2 Timothy 2:13 If we are faithless, he remains faithful— for he cannot deny himself.

The KJV uses the words if we stop believing. We can stop believing in love. Some kinds of love can hurt, but not Agape.

Advocate

1 John 2 English Standard Version

Christ Our Advocate

1 My little children, I am writing these things to you so that you may not sin. But if anyone does sin, we have an advocate with the Father, Jesus Christ the righteous. 2 He is the propitiation for our sins, and not for ours only but also for the sins of the whole world. 3 And by this we know that we have come to know him, if we keep his commandments. 4 Whoever says “I know him” but does not keep his commandments is a liar, and the truth is not in him, 5 but whoever keeps his word, in him truly the love of God is perfected. By this we may know that we are in him: 6 whoever says he abides in him ought to walk in the same way in which he walked.

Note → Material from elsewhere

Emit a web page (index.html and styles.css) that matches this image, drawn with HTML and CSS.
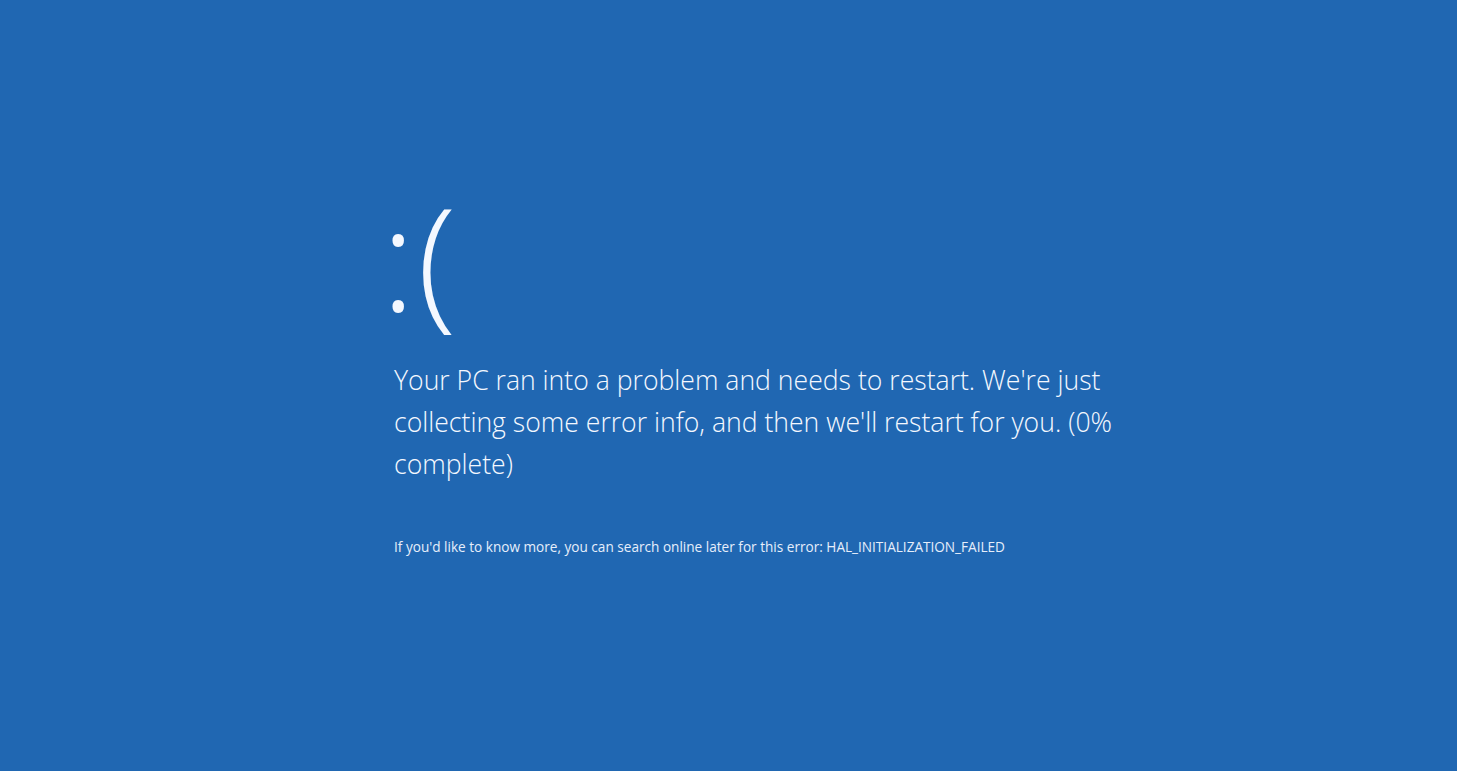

Another word for advocate is lawyer. Imagine we stand before the Father to answer Him.

Every good lawyer will tell his client to allow him to talk for the client. But we are likely to start justifying ourselves as we do in life. Now our advocate speaks up, “I know what he said but this is what he meant.” Jesus knows what it feels like to be human. 

Since He dwells in our hearts by faith, He knows us better than we know ourselves. So my advice is this, let your lawyer do the talking.

In our court system we have a right to hear the charges against us and face our accuser. Well that court will not be an American court. The charges are too many and the reading of the charges will be waived. We will not be allowed to face our accuser, liars are not allowed to give testamony. His punishment has prevented him from appearing in that court. So what does our advocate have to say to the Father about our offenses?

“My client has been convicted, sentenced to death and executed once, double jeopardy applies. You sent me to die in his place and the defendant is mine to do with as I please. You gave him to me.”

To which the Father says; “Fine but what have you done with him since that day?”

“Now that is a different matter. The defendant may well be worthy of a few stripes, but not death.”

2 Corinthians 5:10 For we must all appear before the judgment seat of Christ, so that each one may receive what is due for what he has done in the body, whether good or evil.

Key in this verse is “done in the body”, Christ’s body, after we have been changed. This new creation still has to live up to what we have done “in His name” by obedience of faith.

John 14:15 “If you love me, you will keep my commandments.